Generally, it can be quite acceptable for people to say prayers and ask for some kind of relief, solutions or some strings of hope to grasp in times of adversities and troubles. However, it’d be greatly advisable not just to sit there tight, doing nothing expecting some miracles to happen or some aid package falling from the sky.

A close family friend and practicing Buddhist, who, all throughout his life has been very practical and self-disciplined with own principles once spelled out loud his notable view regarding prayers. He said we should all pray

“not for a lighter load, but for stronger shoulders”.

His ideal seems very practical but I’m not of the opinion that many people would favour it.

Again one of my Christian colleague told me that in their religion, their God usually gives back responses to prayers, giving recognition to everyone who prays. She added that sometimes God’s answer might be ‘No’ and you must accept that ‘No’ to your prayers because God must have other plans in store for you.

One tragic story I came across online also gave me food for thought. A poor young taxi driver, an orphan with no family at all, working hard day-in and day-out for more than (20) years, daily prays to God that he’d like to become a millionaire. Very soon his prayers realized and he received not one million but US$ 1.6 million exactly in compensation for the loss of his two arms and two legs from a big Truck Company. It just happened that the highway Truck hit his taxi, head on, on one night of terrible rains and strong winds. Poor unlucky young man! He got his prayers answered but with a somewhat unbalanced trade-off.

Now my whole perspective on prayers has changed I think. For everyone, life has to go on. Our circle would also be sur rounded by prayers of one thing or another as we all are sure to encounter with unforeseeable life’s bumps and spills all the time.
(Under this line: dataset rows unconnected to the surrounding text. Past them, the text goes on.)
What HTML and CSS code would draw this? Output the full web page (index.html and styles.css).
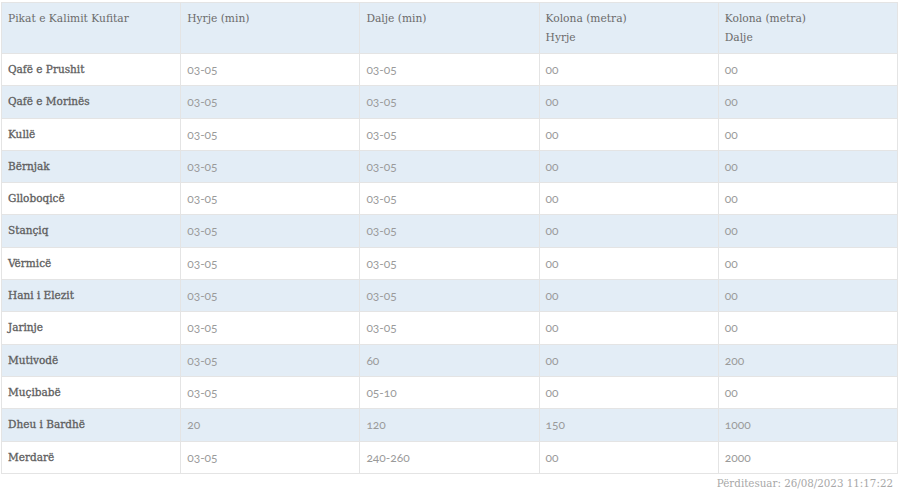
FILE: index.html
```html
<!DOCTYPE html>
<html lang="sq">
<head>
<meta charset="utf-8">
<link rel="stylesheet" href="styles.css">
</head>
<body>
<div class="wrap">
<table class="border-table">
<thead>
<tr>
<th>Pikat e Kalimit Kufitar</th>
<th>Hyrje (min)</th>
<th>Dalje (min)</th>
<th>Kolona (metra)<br>Hyrje</th>
<th>Kolona (metra)<br>Dalje</th>
</tr>
</thead>
<tbody>
<tr><td class="name">Qafë e Prushit</td><td>03-05</td><td>03-05</td><td>00</td><td>00</td></tr>
<tr><td class="name">Qafë e Morinës</td><td>03-05</td><td>03-05</td><td>00</td><td>00</td></tr>
<tr><td class="name">Kullë</td><td>03-05</td><td>03-05</td><td>00</td><td>00</td></tr>
<tr><td class="name">Bërnjak</td><td>03-05</td><td>03-05</td><td>00</td><td>00</td></tr>
<tr><td class="name">Glloboqicë</td><td>03-05</td><td>03-05</td><td>00</td><td>00</td></tr>
<tr><td class="name">Stanҫiq</td><td>03-05</td><td>03-05</td><td>00</td><td>00</td></tr>
<tr><td class="name">Vërmicë</td><td>03-05</td><td>03-05</td><td>00</td><td>00</td></tr>
<tr><td class="name">Hani i Elezit</td><td>03-05</td><td>03-05</td><td>00</td><td>00</td></tr>
<tr><td class="name">Jarinje</td><td>03-05</td><td>03-05</td><td>00</td><td>00</td></tr>
<tr><td class="name">Mutivodë</td><td>03-05</td><td>60</td><td>00</td><td>200</td></tr>
<tr><td class="name">Muçibabë</td><td>03-05</td><td>05-10</td><td>00</td><td>00</td></tr>
<tr><td class="name">Dheu i Bardhë</td><td>20</td><td>120</td><td>150</td><td>1000</td></tr>
<tr><td class="name">Merdarë</td><td>03-05</td><td>240-260</td><td>00</td><td>2000</td></tr>
</tbody>
</table>
<p class="updated">Përditesuar: 26/08/2023 11:17:22</p>
</div>
</body>
</html>
```
FILE: styles.css
```css
html, body {
  margin: 0;
  padding: 0;
  background: #ffffff;
}
.wrap {
  padding: 2px 2px 0 1px;
}
.border-table {
  width: 100%;
  border-collapse: collapse;
  table-layout: fixed;
  border: 1px solid #e4e4e4;
}
.border-table th,
.border-table td {
  border: 1px solid #e4e4e4;
  text-align: left;
  vertical-align: top;
}
.border-table th {
  background: #e3edf6;
  font-family: "DejaVu Serif", serif;
  font-weight: normal;
  font-size: 10.7px;
  color: #6b6b6b;
  line-height: 19px;
  padding: 6px 6px 6px;
  height: 38px;
}
.border-table td {
  font-family: Lato, "Open Sans", sans-serif;
  font-variant-numeric: oldstyle-nums;
  font-size: 12px;
  color: #9a9a9a;
  line-height: 19.3px;
  padding: 6px 6px;
  vertical-align: middle;
}
.border-table td.name {
  font-family: "DejaVu Serif", serif;
  font-weight: normal;
  font-size: 10.5px;
  color: #5e5e5e;
  -webkit-text-stroke: 0.3px #5e5e5e;
}
.border-table tbody tr:nth-child(even) td {
  background: #e3edf6;
}
.updated {
  margin: 2px 5px 0 0;
  text-align: right;
  font-family: "DejaVu Serif", serif;
  font-size: 10.3px;
  color: #a8a8a8;
  line-height: 15px;
}
```
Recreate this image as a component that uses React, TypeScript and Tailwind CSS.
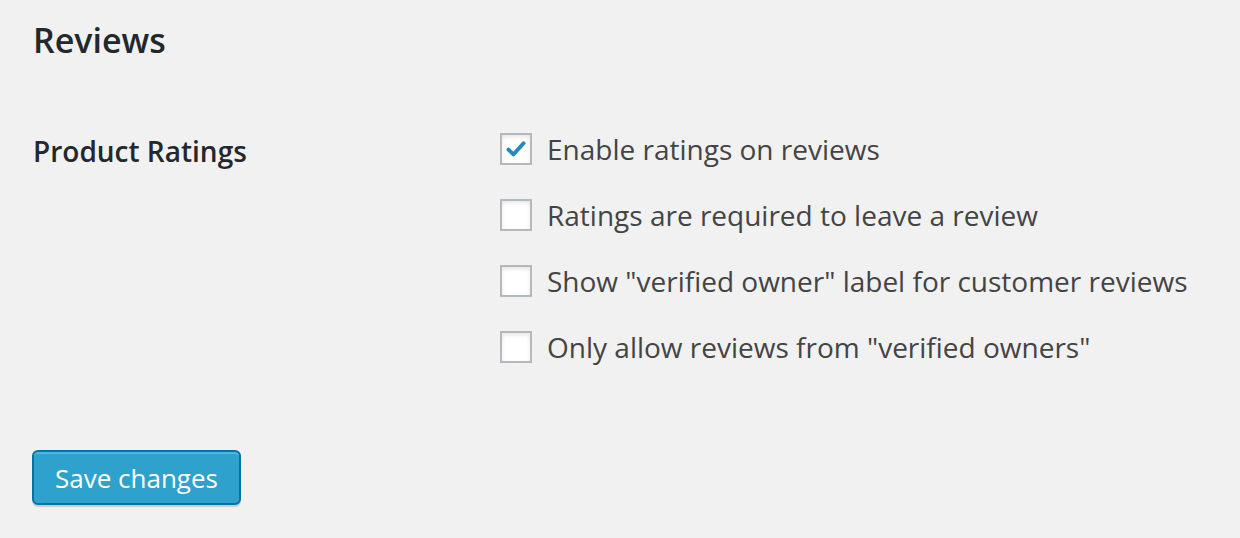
import React, { useState } from 'react';

const options = [
  { id: 'enable_ratings', label: 'Enable ratings on reviews', checked: true },
  { id: 'ratings_required', label: 'Ratings are required to leave a review', checked: false },
  { id: 'verified_label', label: 'Show "verified owner" label for customer reviews', checked: false },
  { id: 'verified_only', label: 'Only allow reviews from "verified owners"', checked: false },
];

const Checkbox = ({ checked, onChange }: { checked: boolean; onChange: () => void }) => (
  <button
    type="button"
    onClick={onChange}
    className="w-[32px] h-[32px] shrink-0 bg-white border-2 border-[#b4b9be] shadow-[inset_0_2px_4px_rgba(0,0,0,0.1)] flex items-center justify-center"
  >
    {checked && (
      <svg viewBox="0 0 20 20" className="w-[26px] h-[26px]">
        <path
          d="M4.2 10.4 L8 14.2 L15.8 5.6"
          fill="none"
          stroke="#1e8cbe"
          strokeWidth="3"
          strokeLinecap="round"
          strokeLinejoin="round"
        />
      </svg>
    )}
  </button>
);

const App = () => {
  const [values, setValues] = useState(options.map(o => o.checked));

  const toggle = (i: number) => {
    setValues(v => v.map((c, j) => (j === i ? !c : c)));
  };

  return (
    <div className="min-h-screen bg-[#f1f1f1] pl-[33px] pt-[20px] font-['Open_Sans',sans-serif] text-[#444]">
      <h2 className="text-[34px] leading-[40px] font-semibold text-[#23282d]">Reviews</h2>

      <div className="flex mt-[56px]">
        <div className="w-[467px] shrink-0 pt-[15px]">
          <span className="text-[28px] leading-[40px] font-semibold text-[#23282d]">Product Ratings</span>
        </div>
        <div className="flex flex-col">
          {options.map((o, i) => (
            <label key={o.id} className="h-[66px] flex items-center gap-[15px] cursor-pointer">
              <Checkbox checked={values[i]} onChange={() => toggle(i)} />
              <span className="text-[28px] leading-[40px]">{o.label}</span>
            </label>
          ))}
        </div>
      </div>

      <button
        type="button"
        className="mt-[70px] -ml-px h-[55px] px-[21px] rounded-[6px] bg-[#2ea2cc] border-2 border-[#0074a2] text-white text-[26px] leading-[48px] shadow-[inset_0_2px_0_rgba(120,200,230,0.5),0_2px_0_rgba(0,0,0,0.15)]"
      >
        Save changes
      </button>
    </div>
  );
};

export default App;
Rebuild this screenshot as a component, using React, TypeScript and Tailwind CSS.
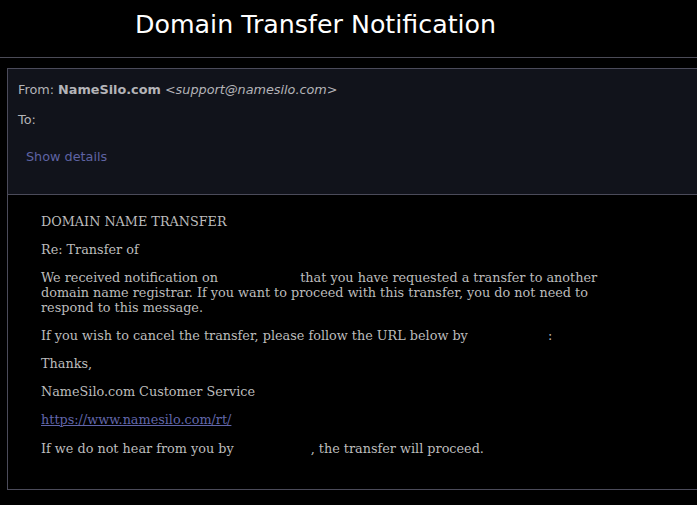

Even though our Lord Buddha knows everything and we don’t necessarily require to express our individual wishes, majority of us would be continuing to say our prayers as if grasping the last straw before drowning.

However, we need to be careful in citing or wording them properly, Perhaps we should follow the example of the prayers of the parents of “Thu-wunna-tha-ma’ in Buddhist literature: “the wish to see their son up and carrying a pot of gold”.

Before that prayers were uttered, ‘Thu-wunna-tha-ma’ has been lying dead from the arrow shot at him, his parents are both blind. By that particular prayer, the blind parents would regain their eyesight, able to see their son well and up, healthy enough to carry the pot of gold! Actually a very artful and complete prayer in itself.

Anyway, that would be an option. In the meantime, we must try to deliver good and wholesome deeds, mentally, verbally as well as physically, thereby improving our karma or fate, like mother has said very often, whatever good we do will definitely bring back good things.